Unfortunately, Valve having great tools doesn’t directly help anyone besides Valve, and hopes of the Source 2-based Garry’s Mod successor “s&box” being anyone’s salvation have been dashed by their being both technically dogshit and actively fascist. Similarly, there’s something called Anvil for Blender which looks good until you realise it’s by a vibe coder.
I genuinely think it would be an incredible idea to make Source 2 available. I suspect the main reason not to is they don’t want to take on a support burden (the reason given to me years ago about licensing their physics engine), but I would submit that you simply don’t have to. Make it apparent up front that the product is provided as-is, do your best, and if your best sucks, well, that’s Valve, man. It never stopped people making Source mods.
As for how level design tools are on Unreal now, we have Scythe! I’ve been testing it since before it was out, and it’s great, and it’s by a good dude. It’s essentially Hammer 2 inside of Unreal 5, and now all we have to worry about is Tim Sweeney steering his entire enterprise into the fucking sun. Everything I’ve heard is that Epic has its share of cult members, but is also full of people who absolutely hate the direction he’s taking, both with “metaverse” bullshit and “AI” bullshit, and everyone’s too scared to say anything. After all, the pay there is supposed to be insane; if you get fired from there it’s a permanent loss of income. It’s a shame what they’ve become.
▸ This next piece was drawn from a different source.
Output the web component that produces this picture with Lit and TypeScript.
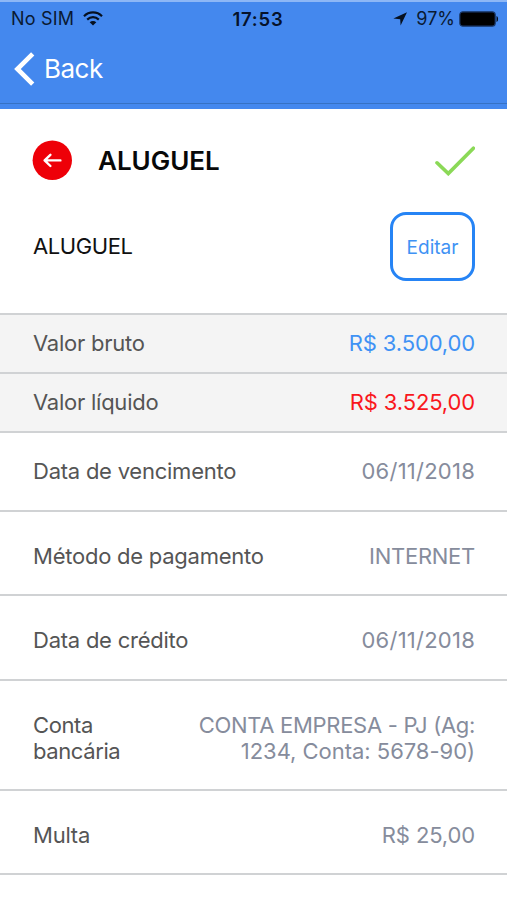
import { LitElement, html, css } from "lit";
import { customElement, property } from "lit/decorators.js";

@customElement("status-bar")
class StatusBar extends LitElement {
  static styles = css`
    :host { display: grid; grid-template-columns: 1fr auto 1fr; align-items: center; box-sizing: border-box; height: 32px; padding: 0 8px 0 11px; color: #0a1a33; font-size: 18px; line-height: 32px; }
    .side { display: flex; align-items: center; }
    .right { justify-content: flex-end; }
    .sim { letter-spacing: 0.2px; }
    .time { font-weight: 600; font-size: 18.5px; letter-spacing: 0.8px; padding-left: 6px; color: #06122a; }
    .wifi { margin-left: 9px; }
    .arrow { margin-right: 9px; }
    .pct { letter-spacing: 0; margin-right: 4px; }
    .sim, .time, .pct { padding-top: 1px; }
    svg { display: block; }
  `;
  render() {
    return html`
      <div class="side">
        <span class="sim">No SIM</span>
        <svg class="wifi" width="20" height="15" viewBox="0 0 20 15">
          <g fill="none" stroke="#06101f" stroke-width="2.2">
            <path d="M1 5.2C6 .2 14 .2 19 5.2" />
            <path d="M4.2 8.6C7.6 5.4 12.4 5.4 15.8 8.6" />
          </g>
          <path d="M6.7 11.2C8.6 9.5 11.4 9.5 13.3 11.2L10 14.6Z" fill="#06101f" />
        </svg>
      </div>
      <span class="time">17:53</span>
      <div class="side right">
        <svg class="arrow" width="14" height="14" viewBox="0 0 14 14"><path d="M14 .2L7.6 13.6L7.2 7.2L.4 6.4Z" fill="#06101f" /></svg>
        <span class="pct">97%</span>
        <svg width="40" height="16" viewBox="0 0 40 16">
          <rect x=".8" y=".8" width="35.4" height="14.4" rx="3" fill="#000" stroke="#1c3b6e" stroke-width="1.2" />
          <path d="M37.5 5C39.6 5.6 39.6 10.4 37.5 11Z" fill="#06101f" />
        </svg>
      </div>
    `;
  }
}

@customElement("detail-row")
class DetailRow extends LitElement {
  @property() label = "";
  @property() value = "";
  static styles = css`
    :host { display: flex; justify-content: space-between; align-items: flex-start; box-sizing: border-box; min-height: 84px; padding: 31px 32px 25px 33px; border-bottom: 2px solid #d0d2d4; font-size: 22px; line-height: 26px; color: #555; }
    :host([shaded]) { background: #f4f4f4; min-height: 59px; padding: 15px 32px 16px 33px; }
    :host([first]) { min-height: 79px; padding: 25px 32px 25px 33px; }
    :host([tall]) { min-height: 85px; }
    .label { max-width: 240px; letter-spacing: -0.24px; }
    :host([narrow]) .label { width: 110px; letter-spacing: -0.4px; }
    .value { max-width: 300px; text-align: right; color: #868c9c; letter-spacing: -0.13px; }
    :host([date]) .value { letter-spacing: 0.24px; }
    :host([caps]) .value { letter-spacing: -0.27px; }
    :host([narrow]) .value { letter-spacing: -0.03px; }
    :host([narrow]) .value::first-line { letter-spacing: -0.3px; }
    :host([tone="blue"]) .value { color: #3f92f4; }
    :host([tone="red"]) .value { color: #f9171c; }
  `;
  render() {
    return html`<div class="label">${this.label}</div><div class="value">${this.value}</div>`;
  }
}

@customElement("app-root")
class AppRoot extends LitElement {
  static styles = css`
    :host { display: block; height: 900px; overflow: hidden; background: #fff; font-family: Inter, "Liberation Sans", sans-serif; }
    .header { box-sizing: border-box; height: 109px; background: #4488ee; border-top: 2px solid #8db7f6; display: flex; flex-direction: column; }
    .nav { box-sizing: border-box; height: 70px; border-bottom: 1px solid #3672c4; display: flex; align-items: center; padding-left: 14px; color: #fff; font-size: 26px; letter-spacing: -0.5px; gap: 9px; }
    .nav svg { display: block; }
    .head { display: flex; align-items: center; height: 102px; padding: 0 32px 0 32px; }
    .title { flex: 1; margin-left: 26px; font-size: 26px; font-weight: 600; color: #080808; }
    .check { margin-top: 1px; }
    .sub { display: flex; align-items: flex-start; justify-content: space-between; height: 102px; padding: 1px 32px 0 33px; box-sizing: border-box; font-size: 22px; line-height: 68px; letter-spacing: -0.4px; color: #111; }
    .edit { box-sizing: border-box; width: 85px; height: 69px; border: 3px solid #2684f5; border-radius: 16px; color: #3f92f4; background: #fff; font: 19px Inter, sans-serif; padding: 2px 0 0; }
    .rows { border-top: 2px solid #d0d2d4; }
  `;
  render() {
    return html`
      <div class="header">
        <status-bar></status-bar>
        <div class="nav">
          <svg width="21" height="34" viewBox="0 0 21 34"><path d="M18.7 1.8L3.4 17L18.7 32.2" fill="none" stroke="#fff" stroke-width="4.6" /></svg>
          <span>Back</span>
        </div>
      </div>
      <div class="head">
        <svg width="40" height="40" viewBox="0 0 40 40">
          <circle cx="20.3" cy="20.3" r="19.7" fill="#ee0008" />
          <path d="M28.4 20.4H12.8M18.4 14.8L12.6 20.4L18.4 26" fill="none" stroke="#fff" stroke-width="2.4" stroke-linecap="round" stroke-linejoin="round" />
        </svg>
        <span class="title">ALUGUEL</span>
        <svg class="check" width="40" height="30" viewBox="0 0 40 30"><path d="M2 16.8L13.3 27.6L38.4 2.2" fill="none" stroke="#8bd957" stroke-width="3.6" stroke-linecap="round" /></svg>
      </div>
      <div class="sub"><span>ALUGUEL</span><button class="edit">Editar</button></div>
      <div class="rows">
        <detail-row shaded tone="blue" label="Valor bruto" value="R$ 3.500,00"></detail-row>
        <detail-row shaded tone="red" label="Valor líquido" value="R$ 3.525,00"></detail-row>
        <detail-row first date label="Data de vencimento" value="06/11/2018"></detail-row>
        <detail-row caps label="Método de pagamento" value="INTERNET"></detail-row>
        <detail-row tall date label="Data de crédito" value="06/11/2018"></detail-row>
        <detail-row narrow label="Conta bancária" value="CONTA EMPRESA - PJ (Ag: 1234, Conta: 5678-90)"></detail-row>
        <detail-row label="Multa" value="R$ 25,00"></detail-row>
      </div>
    `;
  }
}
Anyway, it’ll be interesting to see how this post ages. I don’t know if it’s ever worthwhile to make a bunch of people angry on the internet with a video saying something true about game development, certainly it doesn’t feel worthwhile, but this stuff is definitely easier to talk about now without getting your head bitten off, and maybe I was part of why. I mainly made this post so I had an easily-linked collection of these videos, but I guess it turned into a retrospective. I was a squeaky wheel for a long time, but now somebody has seen fit to grease me. Maybe I can be done talking about this now.